Sydney Kings owner Paul Smith has recently been defending suggestions that their successful plea for the NBL to amend Next Star guidelines has allowed them to play with effectively four imports (including draft-and-stash Next Star, Didi Louzada). With their latest roster move, he has again been vocal in defending the fairness of their roster moves.
“You are barking up the wrong tree if you just think that we are just throwing money around like drunks – we are not,” Smith fired. “In fact, I don’t believe that we have the highest salary in the league right now. People have been critical of us for this and that but we’ve got players who have chosen to take unders. People have got to stop dwelling on the fact that we are buying a championship. We are building an organisation that can win championships. We are not buying a championship. You can’t do that. It is proven that it doesn’t work.
“But get it off your chest everyone, because we are just getting started. Haters are going to hate – it is okay. My best advice is to go and worry about your own club because we are cool.”
Sydney head coach, Will Weaver also confirmed with The Daily Telegraph’s Matt Logue, corroborating Smith’s remark on how players took a pay cut to allow cap flexibility.
“On a team level, we were over the cap last year, but we are under the cap this year and that comes from building enough flexibility within the group with the number of imports we had and the types of salaries we agreed to,” Weaver shared. “That has given us the flexibility to bring in a third import if we needed to, which is how Deshon Taylor comes in as an injury replacement for Kevin Lisch without having to cut anybody. And to be in a position for a player like Xavier, where strange circumstances happen and he feels like this club is where he can best develop.”
Such sentiments are not shared by those among the Hawks organisation, who feel hard done by after facilitating his recovery, only for him to be poached.
“It is a bit disappointing, he’d been training with us all season. I was frustrated that I hadn’t heard anything about it. It was an interesting way to tell us about it,” Hawks big man, AJ Ogilvy said. “But it’s part of the job. Guys have got to go where they can make the most money and get the best opportunity. I just thought there were better ways to handle it. He’s definitely a talented player, that’s why I hoped we’d sign him. I think he’s one of those fringe NBA guys, who could be a Boomers star.”
“It is always a dangerous precedent in a nine-team competition, when you get teams that just can outbid people and stockpile talent the way that [Sydney does],” Illawarra head coach, Matt Flinn told The Daily Telegraph’s Matt Logue.
Unsubstantiated claims like these are far from a one off. In July, Andrew Bogut took fire at Melbourne United, claiming “[they] have probably spent five or six million dollars on their roster – we’re nowhere near the capacity of being able to spend what they spend”. Then, Adelaide coach Joey Wright also suggested Sydney had spent $4 million more than other teams.

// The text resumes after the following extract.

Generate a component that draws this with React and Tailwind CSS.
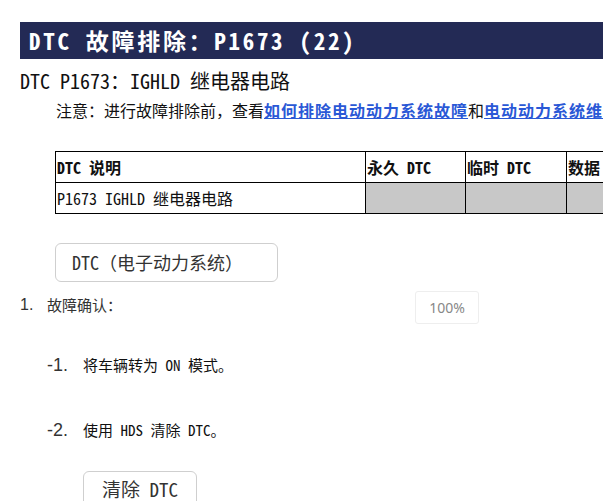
import React from "react";

const cjk = { fontFamily: "'Noto Sans Mono CJK SC', 'Noto Sans CJK SC', 'DejaVu Sans Mono', monospace" };

export default function App() {
  return (
    <div className="w-[603px] h-[501px] overflow-hidden bg-white text-[#111]" style={cjk}>
      <div className="pl-5 pt-[22px]">
        <h1 className="h-[37px] bg-[#232a55] text-white font-bold text-[23px] tracking-[2.7px] leading-none pl-[9px] flex items-center whitespace-nowrap">
          DTC 故障排除：P1673 (22)
        </h1>
        <h2 className="mt-[8px] text-[20px] leading-[28px] whitespace-nowrap">DTC P1673：IGHLD 继电器电路</h2>
        <p className="mt-[3px] pl-[36px] text-[16px] leading-[24px] whitespace-nowrap">
          注意：进行故障排除前，查看
          <a className="text-[#2a58d6] font-bold underline tracking-[1px]">如何排除电动动力系统故障</a>和
          <a className="text-[#2a58d6] font-bold underline tracking-[1px]">电动动力系统维修须知</a>
        </p>
        <table className="mt-[29px] ml-[35px] table-fixed border-collapse w-[620px] text-[16px]">
          <colgroup>
            <col className="w-[310px]" />
            <col className="w-[100px]" />
            <col className="w-[101px]" />
            <col className="w-[109px]" />
          </colgroup>
          <tbody>
            <tr className="h-[31px]">
              <td className="border border-black px-[1px] font-bold whitespace-nowrap overflow-hidden">DTC 说明</td>
              <td className="border border-black px-[1px] font-bold whitespace-nowrap overflow-hidden">永久 DTC</td>
              <td className="border border-black px-[1px] font-bold whitespace-nowrap overflow-hidden">临时 DTC</td>
              <td className="border border-black px-[1px] font-bold whitespace-nowrap overflow-hidden">数据</td>
            </tr>
            <tr className="h-[31px]">
              <td className="border border-black px-[1px] whitespace-nowrap">P1673 IGHLD 继电器电路</td>
              <td className="border border-black bg-[#c8c8c8]"></td>
              <td className="border border-black bg-[#c8c8c8]"></td>
              <td className="border border-black bg-[#c8c8c8]"></td>
            </tr>
          </tbody>
        </table>
        <button className="mt-[29px] ml-[35px] h-[39px] w-[223px] border border-[#cfcfcf] rounded-[6px] pl-[16px] text-left text-[18px] text-[#333] bg-white whitespace-nowrap">
          DTC（电子动力系统）
        </button>
      </div>
      <div className="mt-[9px] pl-5 flex items-start">
        <span className="w-[27px] text-[16px] leading-[24px] text-[#333] pt-[2px]" style={{ fontFamily: "'Liberation Sans', sans-serif" }}>1.</span>
        <span className="w-[70px] text-[15px] leading-[24px] text-[#333] pt-[2px] whitespace-nowrap">故障确认：</span>
        <div
          className="ml-[298px] w-[64px] h-[33px] border border-[#eeeeee] rounded-[3px] flex items-center justify-center text-[14px] text-[#888]"
          style={{ fontFamily: "'Noto Sans', sans-serif" }}
        >
          100%
        </div>
      </div>
      <div className="pl-[47px] mt-[29px] flex items-center h-[24px]">
        <span className="w-[36px] text-[18px] text-[#333]" style={{ fontFamily: "'Liberation Sans', sans-serif" }}>-1.</span>
        <span className="text-[15px] text-[#111]">将车辆转为 ON 模式。</span>
      </div>
      <div className="pl-[47px] mt-[41px] flex items-center h-[24px]">
        <span className="w-[36px] text-[18px] text-[#333]" style={{ fontFamily: "'Liberation Sans', sans-serif" }}>-2.</span>
        <span className="text-[15px] text-[#111]">使用 HDS 清除 DTC。</span>
      </div>
      <button className="mt-[29px] ml-[83px] h-[44px] w-[114px] border border-[#cfcfcf] rounded-[6px] pt-[5px] flex items-start justify-center text-[19px] leading-[24px] text-[#333] bg-white whitespace-nowrap">
        清除 DTC
      </button>
    </div>
  );
}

The pot shots and speculation will continue until greater transparency is provided. While basic rules and structures have been provided publicly, actual insight into how teams are spending is not available. It’s something NBL commissioner Jeremy Loeliger has been receptive to, welcoming talks to make player salaries public after Bogut himself advocated for the change.
“It’s a topic to discuss with the players’ association of which Andrew [Bogut] is the senior most player representative so maybe it’s time to have that discussion again,” Loeliger said. “We flagged it a couple of years ago as being a great way to shine as much light as possible on the salary cap.
“It’s the best way to ensure people comply with the rules. At the time it was the players and players’ association who, didn’t vehemently oppose it, but were the most wary of it because of privacy concern and not wanting to demonstrate the full range of remuneration out there.”
The Pick and Roll had approached the Australian Basketball Players’ Association in July with regards to references on player salaries, but was told that “player salaries are confidential as per individual playing contracts.”
The Athletic’s Bill Shea recently covered the NBL in a story around the league’s growth, and shared some numbers, including the average NBL player salary this season (A$146,000), and a Next Star prospect’s perks ($100,000 salary, apartment, vehicle and flights home during breaks).
Full transparency would be ideal, but even having concrete team salary numbers, as well as identification of ‘marquee players’, would be a step in the right direction. Such a move would provide a level of clarification that all teams are operating within the NBL Collective Bargaining Agreement (CBA), and provide fans with a greater sense of perspective regarding team expectations.
Beyond transparency, the ultimate issue at hand is that of league parity, both financial and talent-wise. For a league growing exponentially, such a rise must be careful not to leave smaller market teams behind.
The sentiment of a two-team league has been prevalent this season, as teams struggle to make up the difference in talent in comparison to powerhouses Sydney and Melbourne. It is especially telling that a bottom dwelling team like Illawarra, have their best current player, LaMelo Ball –who’s paid by the league, not the team– and have depth primarily comprised of unproven youth and past-their-prime veterans, and yet still only play with two imports (currently one, given their inability to find a replacement for Aaron Brooks).
While you can’t blame Xavier Cooks, nor Paul Smith, for making moves in their own best interests under the current rules, adjustments need to be made to turn this into a league where there is monetary incentive –on top of draws like organisational culture, team fit and playing experience– for players like Xavier Cooks to go to Illawarra, and not Sydney.
The current NBL CBA attempts to do this through the ‘Salary Equalisation Subsidy’, accounted for through teams luxury tax payments, wherein higher spending teams taxes are redistributed to help fund less financially able teams. Another way the league could seek to benefit smaller market clubs is prioritise Next Star placements to these teams. Considering the impact players like LaMelo Ball and RJ Hampton have had on their teams, it would be of great benefit for smaller teams to be able to make additions of this level at the league’s expense.
League parity is a difficult question to solve, but steps in the right direction are being taken. Let us hope more is done not to leave developing teams in the dust going forward, for the sake of those organisations’ success, but also for the competitiveness of the league as a whole.